12 November 2007

Friday, 2 November: Edinburgh

I'm going to do this day-by-day, because in my word processor, it's 11 pages and 3673 words long. I wish it were this easy to write a paper for my classes. So there will be at least one somewhat interesting post a day for the next few days, and some pictures as well. Once I stop being so lazy, there will also be pictures on Flickr, providing it doesn't freak out that I'm actually trying to post pictures. Maybe by next week. If you're lucky.

Friday I got up at 3:30 AM to catch the 4:44 bus to the train station. I left Norwich at around 6 and got into Edinburgh at 11:38. I think I really prefer Scotland and Northern England to the South/East Anglia. I met tons of people and the area is much more rural. At one point on the train, I looked out the window, and on one side was a field full of sheep, and on the other was the sea. It was gorgeous. Edinburgh was simply fantastic. It has a very stately sort of gloominess to it, and at the same time is incredibly fun. It is very touristy, though, mainly because we never really left the Royal Mile. The Royal Mile is the main street running from the castle to Holyrood Palace, the Queen's Scotland residence. That's where all the really famous buildings are, like St. Gile's Kirk (church).

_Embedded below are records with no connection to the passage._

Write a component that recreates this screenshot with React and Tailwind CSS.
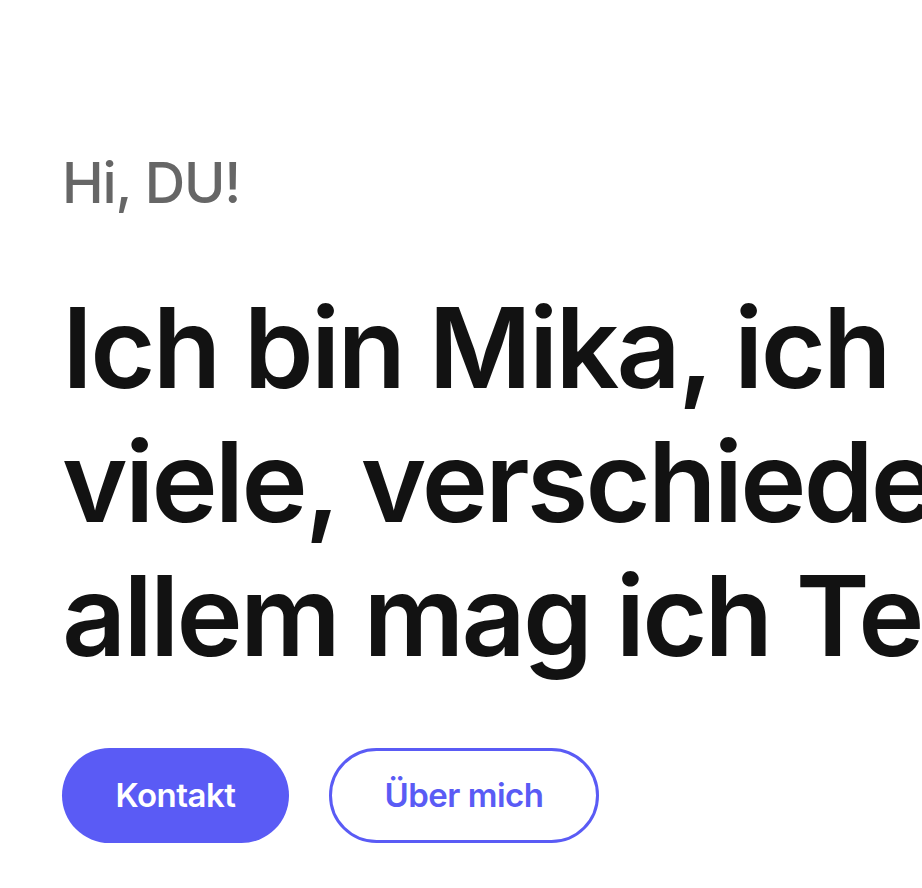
import React from 'react';

export default function App() {
  return (
    <div className="w-full h-[888px] overflow-hidden bg-white font-['Inter','Liberation_Sans',sans-serif]">
      <div className="px-[62px] pt-[150px]">
        <p className="text-[56px] leading-[1.2] font-medium tracking-[-0.02em] text-[#666666]">Hi, DU!</p>

        {/* Headline, läuft rechts aus dem Bild */}
        <h1 className="mt-[63px] text-[112px] leading-[134px] font-semibold tracking-[-0.025em] text-[#121212] whitespace-nowrap">
          Ich bin Mika, ich<br />
          viele, verschiedene Dinge, vor<br />
          allem mag ich Technik.
        </h1>

        <div className="mt-[66px] flex items-center gap-[40px]">
          <button className="w-[227px] h-[95px] rounded-full bg-[#5a5bf5] text-white text-[33px] font-semibold tracking-[-0.015em]">
            Kontakt
          </button>
          <button className="w-[270px] h-[95px] rounded-full border-[3px] border-[#5a5bf5] text-[#5a5bf5] text-[33px] font-semibold tracking-[-0.015em]">
            Über mich
          </button>
        </div>
      </div>
    </div>
  );
}
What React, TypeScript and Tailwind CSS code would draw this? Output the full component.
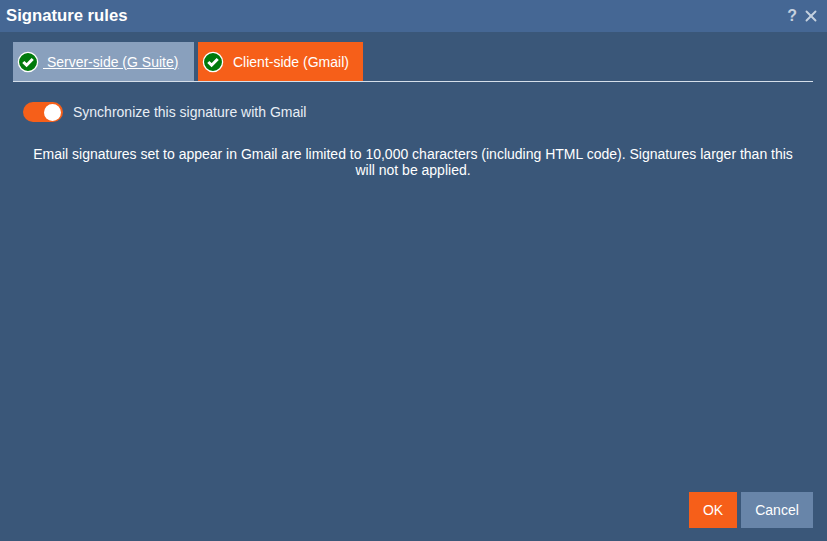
import { X } from 'lucide-react';

function CheckBadge() {
  return (
    <svg width="22" height="22" viewBox="0 0 22 22" className="shrink-0">
      <circle cx="11" cy="11" r="9.6" fill="#007a0c" stroke="#fff" strokeWidth="1.3" />
      <path d="M6.3 11 9.6 14.2 15.7 8" fill="none" stroke="#fff" strokeWidth="3" />
    </svg>
  );
}

export default function App() {
  return (
    <div className="flex h-[541px] w-[827px] flex-col overflow-hidden bg-[#3a5779] font-['Liberation_Sans',Arial,sans-serif] text-white">
      {/* barra de título */}
      <header className="flex h-8 shrink-0 items-center justify-between bg-[#456794] pl-[6px] pr-[7px]">
        <h1 className="text-[16.7px] font-bold leading-none">Signature rules</h1>
        <div className="flex items-center gap-[5px] text-[#c5d1df]">
          <span className="text-base font-bold leading-none">?</span>
          <X size={18} strokeWidth={2.5} />
        </div>
      </header>

      <main className="flex flex-1 flex-col pl-[13px] pr-[14px] pt-[10px] pb-[13px]">
        {/* pestañas */}
        <div className="flex h-10 gap-1 border-b border-[#d5dfea]">
          <a className="flex w-[181px] items-center bg-[#89a0bd] pl-[4px] text-sm underline">
            <CheckBadge />
            <span className="ml-[4px] whitespace-pre"> Server-side (G Suite)</span>
          </a>
          <a className="flex w-[165px] items-center gap-[9px] bg-[#f65f19] pl-[4px] text-sm">
            <CheckBadge />
            Client-side (Gmail)
          </a>
        </div>

        <div className="mt-[20px] flex items-center gap-[10px] pl-[10px]">
          <span className="flex h-5 w-10 items-center justify-end rounded-full bg-[#f65f19] pr-[2px]">
            <span className="size-[17px] rounded-full bg-white" />
          </span>
          <span className="text-sm text-[#e8eef5]">Synchronize this signature with Gmail</span>
        </div>

        <p className="mt-[24px] px-[10px] text-center text-sm leading-4">
          Email signatures set to appear in Gmail are limited to 10,000 characters (including HTML code). Signatures larger than this will not be applied.
        </p>

        <div className="mt-auto flex justify-end gap-1">
          <button className="h-9 w-12 bg-[#f65f19] text-sm">OK</button>
          <button className="h-9 w-[72px] bg-[#6885a9] text-sm">Cancel</button>
        </div>
      </main>
    </div>
  );
}
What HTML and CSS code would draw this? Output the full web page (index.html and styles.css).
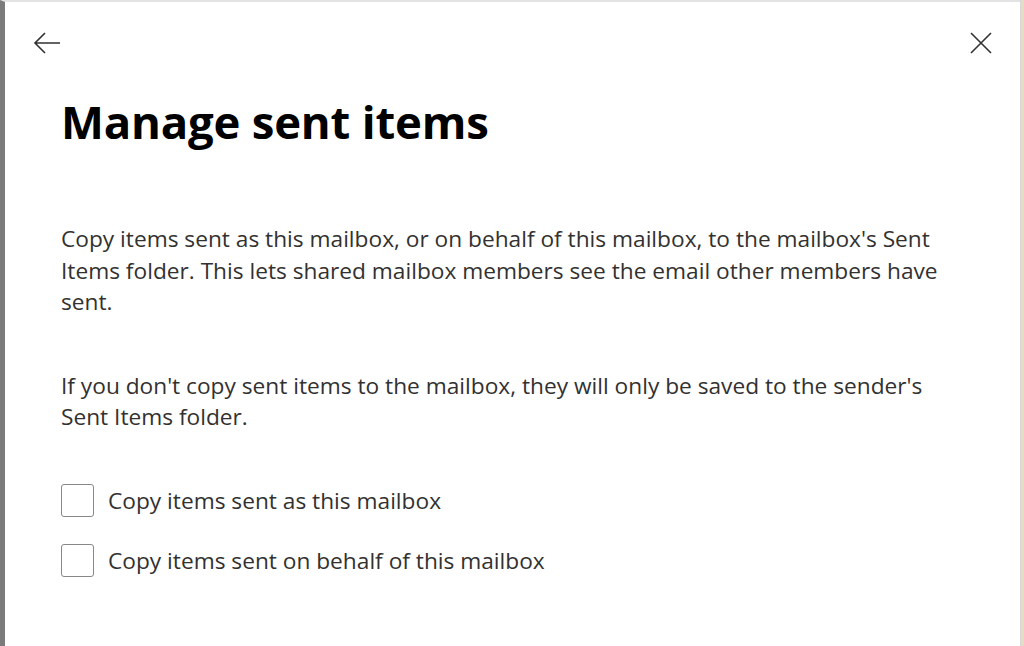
FILE: index.html
```html
<!DOCTYPE html>
<html lang="en">
<head>
<meta charset="utf-8">
<title>Manage sent items</title>
<link rel="stylesheet" href="styles.css">
</head>
<body>
<div class="frame">
  <div class="panel">
    <div class="topbar">
      <button class="iconbtn back" aria-label="Back">
        <svg width="28" height="24" viewBox="0 0 28 24"><path d="M27 12H2M12 2L2 12l10 10" fill="none" stroke="#323130" stroke-width="1.6"/></svg>
      </button>
      <button class="iconbtn close" aria-label="Close">
        <svg width="22" height="22" viewBox="0 0 22 22"><path d="M1 1l20 20M21 1L1 21" fill="none" stroke="#323130" stroke-width="1.6"/></svg>
      </button>
    </div>
    <h1 class="title">Manage sent items</h1>
    <p class="desc">Copy items sent as this mailbox, or on behalf of this mailbox, to the mailbox's Sent Items folder. This lets shared mailbox members see the email other members have sent.</p>
    <p class="desc second">If you don't copy sent items to the mailbox, they will only be saved to the sender's Sent Items folder.</p>
    <div class="options">
      <label class="check"><span class="box"></span><span class="label">Copy items sent as this mailbox</span></label>
      <label class="check"><span class="box"></span><span class="label">Copy items sent on behalf of this mailbox</span></label>
    </div>
  </div>
  <div class="rightedge"></div>
</div>
</body>
</html>
```
FILE: styles.css
```css
html, body {
  margin: 0;
  padding: 0;
  height: 100%;
  background: #ffffff;
}
body {
  font-family: "Open Sans", "Noto Sans", sans-serif;
  color: #323130;
}
.frame {
  display: flex;
  height: 646px;
  overflow: hidden;
}
.panel {
  flex: 1;
  border-left: 5px solid #7b7b7b;
  border-top: 2px solid #e3e3e3;
  padding: 0 0 0 56px;
  box-sizing: border-box;
}
.rightedge {
  width: 3px;
  background: #e6dcc6;
  border-left: 1px solid #d8d8d8;
}
.topbar {
  display: flex;
  justify-content: space-between;
  align-items: center;
  margin-left: -28px;
  padding-top: 27px;
  padding-right: 28px;
  height: 28px;
}
.iconbtn {
  background: none;
  border: 0;
  padding: 0;
  display: flex;
  align-items: center;
  justify-content: center;
}
.title {
  margin: 36px 0 0 0;
  font-size: 45.5px;
  font-weight: 700;
  color: #000;
  line-height: 56px;
  letter-spacing: -0.2px;
}
.desc {
  margin: 74px 0 0 0;
  font-size: 22.7px;
  line-height: 31.6px;
  max-width: 904px;
}
.desc.second {
  margin-top: 52px;
}
.options {
  display: flex;
  flex-direction: column;
  gap: 27px;
  margin-top: 51px;
}
.check {
  display: flex;
  align-items: center;
  gap: 14px;
  font-size: 22.7px;
}
.box {
  width: 31px;
  height: 31px;
  border: 1px solid #8a8886;
  border-radius: 3px;
  flex: none;
}
```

I met Allie and we wandered up and down the Royal Mile before going back to the train station to pick up Catie. Then we checked into our hostel and went to the Writer's Museum, which memorializes Sir Walter Scott, Robert Burns, and Robert Louis Stevenson. I've read pieces by all three (although only one poem by Burns--the title of Of Mice and Men comes from one of his poems--thank you, Mr. Last), Catie's never read any, and Allie's read Stevenson, I think. I don't remember. We also went to the Scottish National Museum for about an hour. It was free to get in, and we got to see the body of Dolly the sheep. That was pretty exciting. We also saw an early Scottish guillotine. It was cool. (Don't get me started on my penchant for medieval torture devices.)
Catie and Allie also had multiple opportunities to get dressed up:
That night, we went out for dinner and then went on a ghost tour of the city. Ghosts have seemingly lost their power to scare me, because I wasn't scared and I was able to sleep that night, but I know last year or before, the tour would have terrified me. The first part, we wandered the Royal Mile, with our guide giving us some history of Edinburgh and telling us what life would have been like. The second part, we went into these vaults under the city that are "haunted", as in people genuinely believe there's supernatural stuff that goes on down there, like inexplicable changes in body temperature and orbs of light in photos. We didn't see anything, though, and like I said, I wasn't too scared. If people had been jumping out at us, though, I don't think I could have handled it. Then we went and hung out at an Irish pub down the street from the hostel that played American music. It was weird, but we had a good time.

2 comments:

Anonymous said...

Hi,
I just read something on capital punishment and it said the guillotine is probably less painful than the lethal injections...just not too pleasant to see the blood spurting. The trip sounds fantastic, the scenery, the rainbows, the city, I didn't know that Dolly had been preserved, pretty cool! How did you get rid of the fear of ghosts?
Aunt E

Laitoste said...

Depends. During the French Revolution, the blades would get dull and it would take multiple chops to sever the head.

Ghosts don't scare me anymore, I think, because I just don't really buy superstitious garbage like that anymore. It doesn't seem logical to me, even late at night when I can't sleep. I'm glad it's gone, too.